> Goal: Your task is to filter the data below down to the lines holding "Output".

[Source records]
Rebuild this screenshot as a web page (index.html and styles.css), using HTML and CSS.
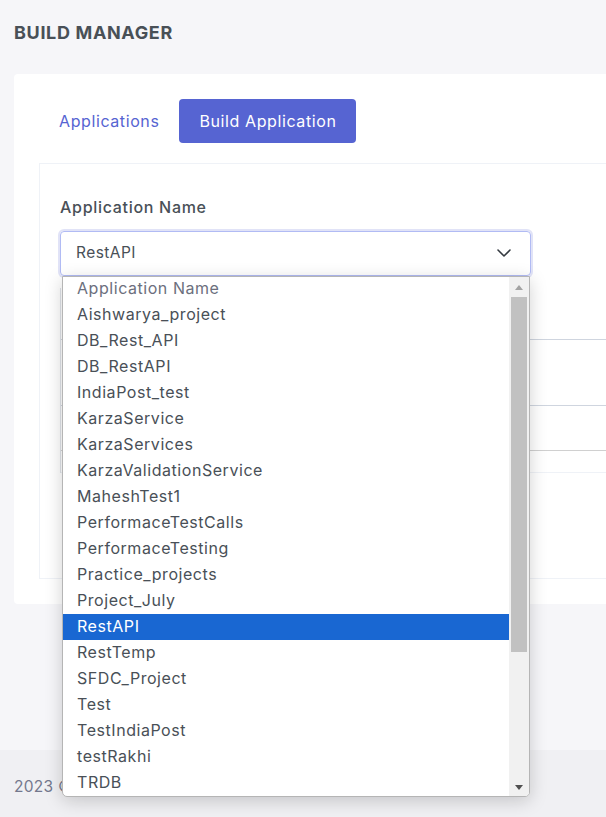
FILE: index.html
```html
<!DOCTYPE html>
<html lang="en">
<head>
<meta charset="utf-8">
<title>Build Manager</title>
<link rel="stylesheet" href="styles.css">
</head>
<body>
<div class="page">
  <main class="main">
    <h1 class="title">BUILD MANAGER</h1>
    <section class="card">
      <nav class="tabs">
        <a class="tab">Applications</a>
        <a class="tab active">Build Application</a>
      </nav>
      <div class="tab-content">
        <label class="label">Application Name</label>
        <div class="select-wrap">
          <div class="select">
            <span class="select-value">RestAPI</span>
            <svg class="chevron" width="14" height="8" viewBox="0 0 14 8"><path d="M1 1l6 6 6-6" fill="none" stroke="#343a40" stroke-width="1.6" stroke-linecap="round" stroke-linejoin="round"/></svg>
          </div>
          <div class="dropdown">
            <ul class="options">
              <li class="option placeholder">Application Name</li>
              <li class="option">Aishwarya_project</li>
              <li class="option">DB_Rest_API</li>
              <li class="option">DB_RestAPI</li>
              <li class="option">IndiaPost_test</li>
              <li class="option">KarzaService</li>
              <li class="option">KarzaServices</li>
              <li class="option">KarzaValidationService</li>
              <li class="option">MaheshTest1</li>
              <li class="option">PerformaceTestCalls</li>
              <li class="option">PerformaceTesting</li>
              <li class="option">Practice_projects</li>
              <li class="option">Project_July</li>
              <li class="option selected">RestAPI</li>
              <li class="option">RestTemp</li>
              <li class="option">SFDC_Project</li>
              <li class="option">Test</li>
              <li class="option">TestIndiaPost</li>
              <li class="option">testRakhi</li>
              <li class="option">TRDB</li>
            </ul>
            <div class="scrollbar">
              <div class="arrow-box top"><span class="arrow up"></span></div>
              <div class="track"><div class="thumb"></div></div>
              <div class="arrow-box bottom"><span class="arrow down"></span></div>
            </div>
          </div>
        </div>
        <div class="under">
          <div class="under-row r1"></div>
          <div class="under-row r2"></div>
          <div class="under-row r3"></div>
          <div class="under-row r4"></div>
        </div>
      </div>
    </section>
  </main>
  <footer class="footer">2023 © Build Manager</footer>
</div>
</body>
</html>
```

FILE: styles.css
```css
* { box-sizing: border-box; }
html, body { margin: 0; padding: 0; }
body {
  background: #f6f6f9;
  font-family: "Inter", "Open Sans", sans-serif;
  color: #495057;
  overflow: hidden;
}
.page {
  min-height: 817px;
  display: flex;
  flex-direction: column;
}
.main {
  flex: 1;
  padding: 0 0 0 14px;
}
.title {
  margin: 0;
  padding-top: 22px;
  height: 74px;
  font-size: 18px;
  font-weight: 700;
  color: #495057;
  letter-spacing: 0.65px;
}
.card {
  background: #fff;
  border-radius: 4px;
  margin-right: -60px;
  padding: 25px;
}
.tabs {
  display: flex;
  height: 44px;
  margin-bottom: 20px;
}
.tab {
  display: flex;
  align-items: center;
  padding: 0 20px 1px;
  font-size: 16px;
  letter-spacing: 0.6px;
  color: #5664d2;
  border-radius: 4px;
}
.tab.active {
  background: #5664d2;
  color: #fff;
}
.tab-content {
  border: 1px solid #eff2f7;
  padding: 32px 20px 105px 20px;
}
.label {
  display: block;
  font-size: 16px;
  font-weight: 500;
  letter-spacing: 0.7px;
  color: #495057;
  line-height: 22px;
  margin-bottom: 13px;
}
.select-wrap {
  position: relative;
  width: 471px;
}
.select {
  height: 45px;
  border: 1px solid #b1bbf4;
  border-radius: 4px;
  box-shadow: 0 0 0 2px rgba(86, 100, 210, 0.18);
  display: flex;
  align-items: center;
  justify-content: space-between;
  padding: 0 19px 3px 15px;
  font-size: 15.5px;
  letter-spacing: 0.45px;
  color: #495057;
}
.chevron { display: block; margin-top: 2px; }
.dropdown {
  position: absolute;
  left: 2px;
  top: 45px;
  width: 468px;
  height: 521px;
  background: #fff;
  border: 1px solid #b5b5b5;
  border-radius: 0 0 5px 5px;
  box-shadow: 0 4px 18px rgba(0, 0, 0, 0.18);
  display: flex;
  z-index: 5;
  overflow: hidden;
}
.options {
  list-style: none;
  margin: 0;
  padding: 0;
  flex: 1;
}
.option {
  height: 26px;
  line-height: 24px;
  padding-left: 14px;
  font-size: 16px;
  letter-spacing: 0.55px;
  color: #495057;
  white-space: nowrap;
}
.option.placeholder { color: #6c6f7d; margin-top: -1px; }
.option.selected {
  background: #1967d2;
  color: #fff;
}
.scrollbar {
  width: 20px;
  background: #f1f1f1;
  display: flex;
  flex-direction: column;
  align-items: center;
}
.arrow-box {
  height: 20px;
  width: 100%;
  display: flex;
  align-items: center;
  justify-content: center;
}
.arrow {
  width: 0;
  height: 0;
  border-left: 4.5px solid transparent;
  border-right: 4.5px solid transparent;
}
.arrow.up { border-bottom: 5px solid #a3a3a3; }
.arrow.down { border-top: 5px solid #505050; margin-top: 2px; }
.track {
  flex: 1;
  width: 100%;
  padding: 0 2px;
}
.thumb {
  height: 355px;
  background: #c1c1c1;
}
.under {
  margin-top: 12px;
  border-left: 1px solid #dfe2e8;
  margin-right: -100px;
}
.under-row { border-bottom: 1px solid #cfd5df; }
.under-row.r1 { height: 52px; }
.under-row.r2 { height: 66px; }
.under-row.r3 { height: 45px; border-bottom-color: #d0d0d0; }
.under-row.r4 { height: 22px; border-bottom-color: #eff2f7; }
.footer {
  background: #f0f0f3;
  height: 67px;
  padding: 27px 0 0 14px;
  font-size: 15.5px;
  letter-spacing: 0.3px;
  color: #74788d;
}
```
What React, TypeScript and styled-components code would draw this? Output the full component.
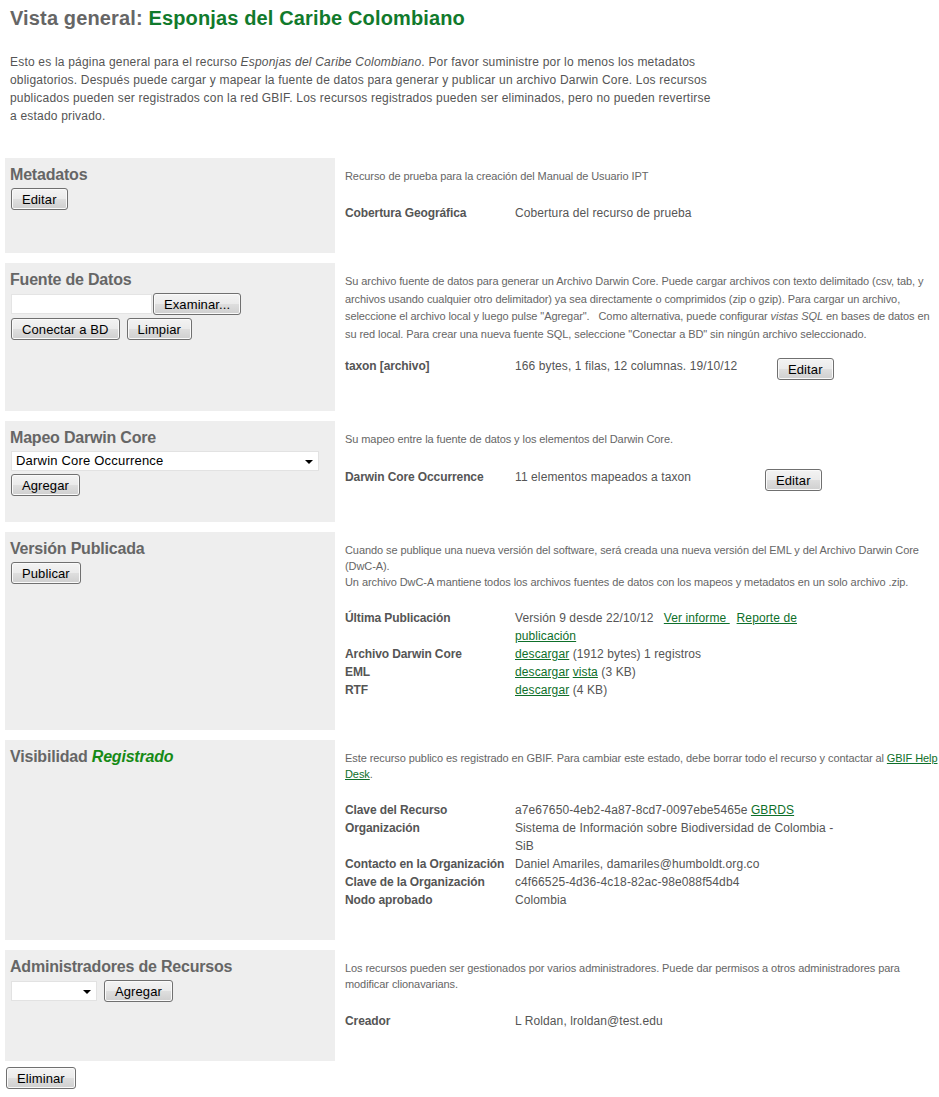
import styled, { createGlobalStyle } from "styled-components";

const GlobalStyle = createGlobalStyle`
  body {
    margin: 0;
    background: #fff;
    font-family: "Liberation Sans", Arial, sans-serif;
    color: #555;
  }
`;

function App() {
  return (
    <>
      <GlobalStyle />
      <Page>
        <Heading>
          Vista general: <Green>Esponjas del Caribe Colombiano</Green>
        </Heading>
        <Intro>
          Esto es la página general para el recurso <em>Esponjas del Caribe Colombiano</em>. Por favor
          suministre por lo menos los metadatos obligatorios. Después puede cargar y mapear la fuente de
          datos para generar y publicar un archivo Darwin Core. Los recursos publicados pueden ser
          registrados con la red GBIF. Los recursos registrados pueden ser eliminados, pero no pueden
          revertirse a estado privado.
        </Intro>

        <Sections>
          <Section>
            <Box>
              <BoxTitle>Metadatos</BoxTitle>
              <Button>Editar</Button>
            </Box>
            <Details>
              <Desc>Recurso de prueba para la creación del Manual de Usuario IPT</Desc>
              <Table $value="260px">
                <Label>Cobertura Geográfica</Label>
                <Value>Cobertura del recurso de prueba</Value>
              </Table>
            </Details>
          </Section>

          <Section>
            <Box>
              <BoxTitle>Fuente de Datos</BoxTitle>
              <Controls>
                <FileRow>
                  <FileInput />
                  <Button>Examinar...</Button>
                </FileRow>
                <ButtonRow>
                  <Button>Conectar a BD</Button>
                  <Button>Limpiar</Button>
                </ButtonRow>
              </Controls>
            </Box>
            <Details>
              <Desc $lh="17.5px" $gap="14px">
                Su archivo fuente de datos para generar un Archivo Darwin Core. Puede cargar archivos con
                texto delimitado (csv, tab, y archivos usando cualquier otro delimitador) ya sea
                directamente o comprimidos (zip o gzip). Para cargar un archivo, seleccione el archivo
                local y luego pulse "Agregar".&nbsp;&nbsp; Como alternativa, puede configurar{" "}
                <em>vistas SQL</em> en bases de datos en su red local. Para crear una nueva fuente SQL,
                seleccione "Conectar a BD" sin ningún archivo seleccionado.
              </Desc>
              <Table $value="262px">
                <Label>taxon [archivo]</Label>
                <Value>166 bytes, 1 filas, 12 columnas. 19/10/12</Value>
                <RowAction>
                  <Button>Editar</Button>
                </RowAction>
              </Table>
            </Details>
          </Section>

          <Section>
            <Box>
              <BoxTitle>Mapeo Darwin Core</BoxTitle>
              <Controls>
                <Select $width="308px">Darwin Core Occurrence</Select>
                <Button>Agregar</Button>
              </Controls>
            </Box>
            <Details>
              <Desc $gap="21px">Su mapeo entre la fuente de datos y los elementos del Darwin Core.</Desc>
              <Table $value="250px">
                <Label>Darwin Core Occurrence</Label>
                <Value>11 elementos mapeados a taxon</Value>
                <RowAction>
                  <Button>Editar</Button>
                </RowAction>
              </Table>
            </Details>
          </Section>

          <Section>
            <Box>
              <BoxTitle>Versión Publicada</BoxTitle>
              <Button>Publicar</Button>
            </Box>
            <Details>
              <Desc $gap="19px">
                Cuando se publique una nueva versión del software, será creada una nueva versión del EML
                y del Archivo Darwin Core (DwC-A).
                <br />
                Un archivo DwC-A mantiene todos los archivos fuentes de datos con los mapeos y metadatos
                en un solo archivo .zip.
              </Desc>
              <Table $value="330px">
                <Label>Última Publicación</Label>
                <Value>
                  Versión 9 desde 22/10/12&nbsp;&nbsp; <Link>Ver informe&nbsp;</Link>&nbsp;{" "}
                  <Link>Reporte de publicación</Link>
                </Value>
                <Label>Archivo Darwin Core</Label>
                <Value>
                  <Link>descargar</Link> (1912 bytes) 1 registros
                </Value>
                <Label>EML</Label>
                <Value>
                  <Link>descargar</Link> <Link>vista</Link> (3 KB)
                </Value>
                <Label>RTF</Label>
                <Value>
                  <Link>descargar</Link> (4 KB)
                </Value>
              </Table>
            </Details>
          </Section>

          <Section>
            <Box>
              <BoxTitle>
                Visibilidad <Status>Registrado</Status>
              </BoxTitle>
            </Box>
            <Details>
              <Desc $gap="19px">
                Este recurso publico es registrado en GBIF. Para cambiar este estado, debe borrar todo el
                recurso y contactar al <Link>GBIF Help Desk</Link>.
              </Desc>
              <Table $value="330px">
                <Label>Clave del Recurso</Label>
                <Value>
                  a7e67650-4eb2-4a87-8cd7-0097ebe5465e <Link>GBRDS</Link>
                </Value>
                <Label>Organización</Label>
                <Value>Sistema de Información sobre Biodiversidad de Colombia - SiB</Value>
                <Label>Contacto en la Organización</Label>
                <Value>Daniel Amariles, damariles@humboldt.org.co</Value>
                <Label>Clave de la Organización</Label>
                <Value>c4f66525-4d36-4c18-82ac-98e088f54db4</Value>
                <Label>Nodo aprobado</Label>
                <Value>Colombia</Value>
              </Table>
            </Details>
          </Section>

          <Section>
            <Box>
              <BoxTitle>Administradores de Recursos</BoxTitle>
              <ButtonRow>
                <Select $width="86px" />
                <Button>Agregar</Button>
              </ButtonRow>
            </Box>
            <Details>
              <Desc>
                Los recursos pueden ser gestionados por varios administradores. Puede dar permisos a otros
                administradores para modificar clionavarians.
              </Desc>
              <Table $value="330px">
                <Label>Creador</Label>
                <Value>L Roldan, lroldan@test.edu</Value>
              </Table>
            </Details>
          </Section>
        </Sections>

        <Footer>
          <Button>Eliminar</Button>
        </Footer>
      </Page>
    </>
  );
}

export default App;

const Page = styled.div`
  padding: 0 0 6px 5px;
`;

const Heading = styled.h1`
  margin: 0;
  padding: 6px 0 0 5px;
  font-size: 20px;
  line-height: 24px;
  font-weight: bold;
  letter-spacing: 0.14px;
  color: #666;
`;

const Green = styled.span`
  color: #117a2c;
`;

const Intro = styled.p`
  margin: 23px 0 0 5px;
  width: 706px;
  font-size: 12px;
  line-height: 18px;
  letter-spacing: 0.2px;
  color: #555;

  em {
    font-style: italic;
  }
`;

const Sections = styled.div`
  margin-top: 33px;
  display: flex;
  flex-direction: column;
  gap: 10px;
`;

const Section = styled.div`
  display: grid;
  grid-template-columns: 330px 1fr;
  column-gap: 10px;
`;

const Box = styled.div`
  background: #eeeeee;
  padding: 8px 5px 7px;
`;

const BoxTitle = styled.h2`
  margin: 0 0 4px;
  font-size: 16px;
  line-height: 18px;
  font-weight: bold;
  letter-spacing: -0.2px;
  color: #666;
`;

const Status = styled.em`
  color: #168a16;
`;

const Controls = styled.div`
  display: flex;
  flex-direction: column;
  align-items: flex-start;
  gap: 3px;
`;

const FileRow = styled.div`
  display: flex;
  align-items: center;
  margin-left: 1px;

  button {
    margin-left: 1px;
  }
`;

const FileInput = styled.div`
  width: 141px;
  height: 20px;
  background: #fff;
  border: 1px solid #e4e4e4;
  box-sizing: border-box;
`;

const ButtonRow = styled.div`
  display: flex;
  align-items: center;
  gap: 6px;
`;

const Button = styled.button`
  margin: 0 0 0 1px;
  height: 22px;
  padding: 0 10px;
  font-family: "Liberation Sans", Arial, sans-serif;
  font-size: 13px;
  letter-spacing: 0.1px;
  color: #000;
  border: 1px solid #707070;
  border-radius: 3px;
  background: linear-gradient(#f3f3f3 0%, #ebebeb 48%, #dedede 52%, #cfcfcf 100%);
  box-shadow: inset 0 0 0 1px #fafafa;
  cursor: pointer;
`;

const Select = styled.div<{ $width: string }>`
  position: relative;
  width: ${(p) => p.$width};
  height: 20px;
  margin-left: 1px;
  box-sizing: border-box;
  padding: 0 20px 0 4px;
  background: #fff;
  border: 1px solid #e2e2e2;
  font-size: 13px;
  line-height: 18px;
  letter-spacing: 0.2px;
  color: #000;

  &::after {
    content: "";
    position: absolute;
    right: 5px;
    top: 8px;
    border-left: 4px solid transparent;
    border-right: 4px solid transparent;
    border-top: 4px solid #000;
  }
`;

const Details = styled.div`
  padding: 10px 0 31px;
`;

const Desc = styled.p<{ $lh?: string; $gap?: string }>`
  margin: 0 0 ${(p) => p.$gap || "20px"};
  font-size: 11px;
  line-height: ${(p) => p.$lh || "16px"};
  letter-spacing: -0.08px;
  color: #666;

  em {
    font-style: italic;
  }
`;

const Table = styled.div<{ $value: string }>`
  display: grid;
  grid-template-columns: 170px ${(p) => p.$value} auto;
  justify-content: start;
  align-items: start;
  font-size: 12px;
  line-height: 18px;
`;

const Label = styled.div`
  grid-column: 1;
  font-weight: bold;
  letter-spacing: -0.1px;
  color: #555;
`;

const Value = styled.div`
  grid-column: 2;
  letter-spacing: 0.1px;
  color: #555;
`;

const RowAction = styled.div`
  grid-column: 3;
  padding-top: 1px;

  button {
    margin: 0;
  }
`;

const Link = styled.a`
  color: #0e6f2a;
  text-decoration: underline;
  cursor: pointer;
`;

const Footer = styled.div`
  margin-top: 6px;
`;
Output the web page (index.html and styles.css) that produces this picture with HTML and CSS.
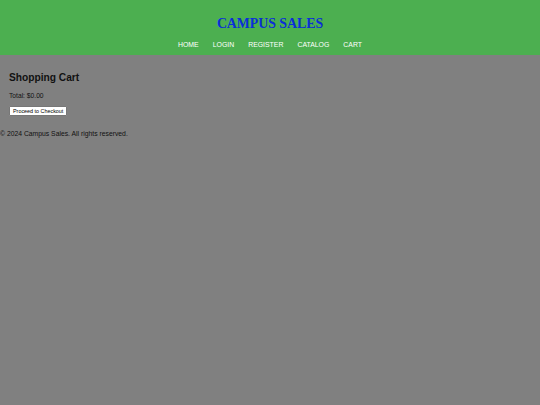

> Result for this exercise:
What React, TypeScript and styled-components code would draw this? Output the full component.
Output the web page (index.html and styles.css) that produces this picture with HTML and CSS.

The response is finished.